Whether it’s a terrible travel day or just a plain old awful experience, sometimes it takes a difficult situation or what seems like the worst scenario possible to realize how lucky you really are when it works out in the end. It puts things into perspective and also better prepares you to handle anything that comes your way in the future. Instead of looking at a challenge as a negative thing, I have been consciously trying to look at is as a way to build character, as well as my confidence for future experiences. If you didn’t know this already, traveling is not always easy! Life is not always easy. But it can always be fun and a constant learning experience.

Thanks for reading :). I’d love to hear your feedback or any crazy travel stories you have too!

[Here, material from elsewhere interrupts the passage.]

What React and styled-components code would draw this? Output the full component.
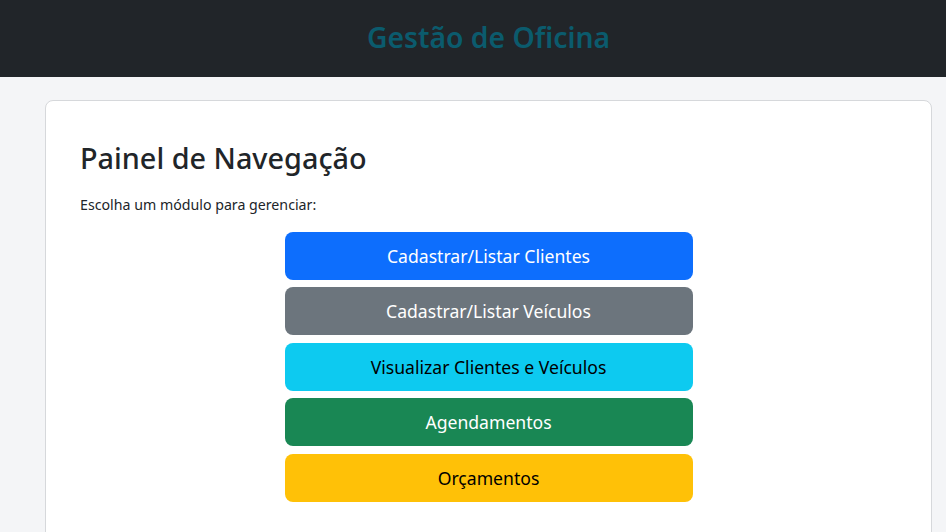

And to the couple running from baggage claim who I yelled “Youuuuu can do ittttt” at: I hope you made your flight to England!

One comment

  1. As the guy in the “Best Exotic Marigold Hotel” put It: It will all work out in the end and if it isn’t working out, it’s not yet the end!!” It sounds like you have adopted that philosophy, Brooke. It’s serving you well After all, you were looking for an adventure. I guess you found it in spades!! I love hearing about it!